I come to the stories as purely as my son. JK Rowling and I have never hooked up before - more because of bad timing than any dislike on my part. When her first book came out in 1997, I was single, living in LA but not interested. More into non-fiction. In November 2001, when the first movie came out, my wife and I had just moved home to New York. In the weeks after the Twin Towers fell, city life was eerie enough; the last thing I wanted to see at the movies was a schoolboy flying around on a broomstick. Last summer, the intellectual snob in me even had a twinge of satisfaction as I walked through the Times Square subway station. "It All Ends" read the posters advertising the final movie in the saga, and all I could think was, "Who are these freaks?"
So I opened the first page of Harry Potter and the Philosopher's Stone with some trepidation because, in my experience, there is a fine line between having an active imagination and growing up to be a loser. In the interest of full disclosure, I enjoyed my fair share of recreational fantasy as a boy - a few hits of JRR Tolkien here, copious doses of Star Trek there, to get me through the night - but as I grew up I noticed that fantasy had a crippling side. The guys in high school who played Dungeons and Dragons were not exactly the cool kids. Aspiring magicians did not get to sleep with the pretty girls (trust me the David Copperfield/Claudia Schiffer hook-up is a statistical anomaly).
Fantasy has its place. The best of it can help us understand the big issues: honour and disgrace, fealty and treachery, good versus evil. The worst of it strikes me as socially awkward authors creating alternative realms where socially awkward readers can hide. To put it in style terms, a lot of guys look great in winklepickers (the style of boot I imagine Hogwarts' potions master Severus Snape to favour), but few men can pull off a full wizard's mufti. The Rolling Stones on the cover of Their Satanic Majesties Request? Yes. Me at the office? Not so much. I don't mind the fact that at age six Nicholas walks around the house with a magic wand, but if in ten years' time he is taking a broom to Central Park for a quidditch match, I'll be upset. If he comes home from college looking like The Cure's Robert Smith, this boy will cry.
So after Nicholas has finished his homework and brushed his teeth, I'll usually read a chapter aloud to him. One problem with not knowing the plot is that my son will often ask a question that I'm not prepared for.
"Why is Draco Malfoy so mean?" Nicholas will ask about Harry's fair-haired nemesis.
"Because that's how people who value ancestry over ability usually are," is what comes out of my mouth - maybe not the best answer for a six-year-old.

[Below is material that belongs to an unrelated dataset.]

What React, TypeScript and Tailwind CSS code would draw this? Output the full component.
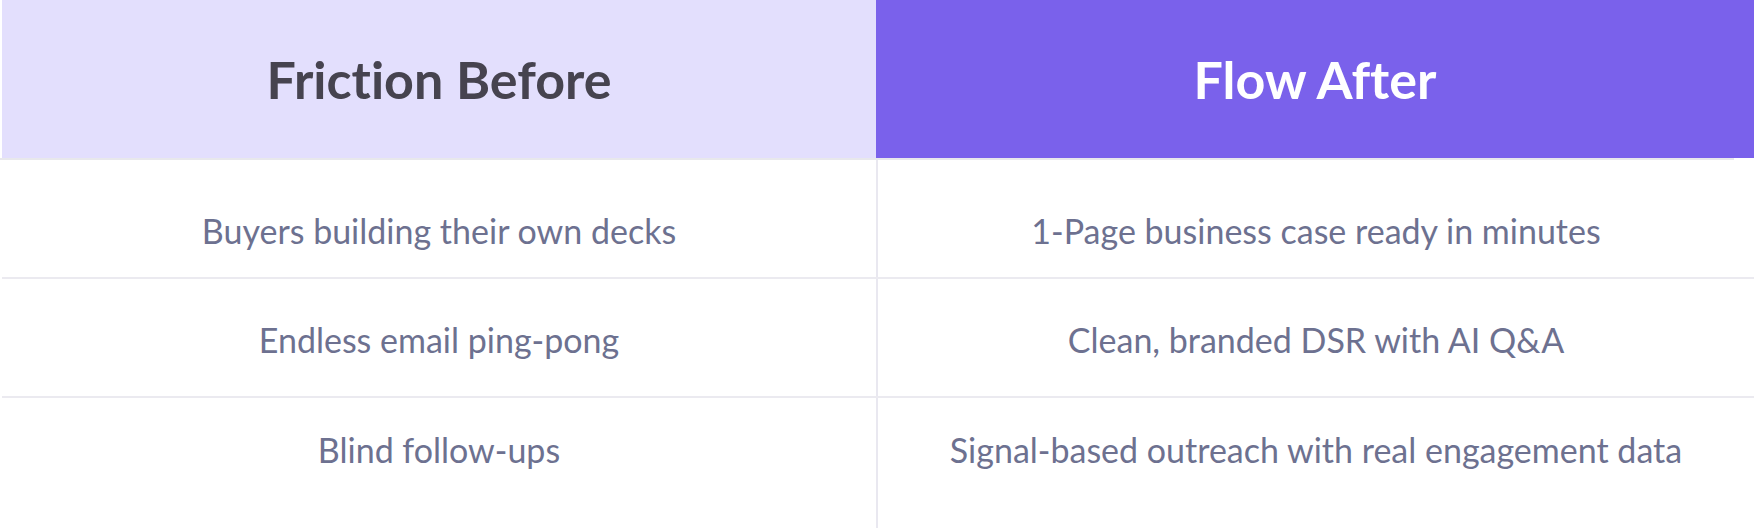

"Who your mom and dad are and who your grandparents were..."
"Why does Draco care about that?"
"Because he's a tool, and he's jealous of Harry. Shall we continue?"
The books do have their parenting benefits: they reinforce my son's love of his school - one with its own heraldry, Latin motto and eccentric teachers. Giants, centaurs, trolls and even the murderous villains do not scare him half as much as those moments when Harry bends the rules and risks being expelled. Nicholas will yelp in terror and dig his nails into my arm whenever the aspiring wizard ventures out of his dorm after hours.
One of the great early scenes in the first book happens when the new students arrive at Hogwarts and are divided into their respective dormitories. A magical hat that divines their personality is placed on their heads and proclaims whether they are headed for Slytherin (home to Draco Malfoy) or Gryffindor (Harry's house). My wife and I knew a few days before school began which of the three homeroom teachers Nicholas would have for first grade. He, however, did not know, and was very anxious about being with his friends and not having his own personal Malfoy in his section. Rather than tell him, we thought it would be fun for him to undergo his own version of the Sorting Hat.
"I think 1-F is kind of like Gryffindor, and 1-B is more like Slytherin," I whispered to my wife one night, while making sure Nicholas could overhear the conversation.
"What did you say, Dad? That 1-F is like Gryffindor?"
"Nothing, I didn't say anything."
Nicholas and his classmates found out what class they were in as they walked in the front door on a cool September morning. In lieu of a hat, there was instead the head of the junior school holding a clipboard. Nicholas held my hand as she scanned the class assignments before announcing, "1-F".
He cheered, gave me a quick hug and said, "Dad, I'm in Gryffindor."
So far it has been a magical year - even though, in our front hall closet, a wizard's robe left over from Halloween now shares a hanger with my covert coat.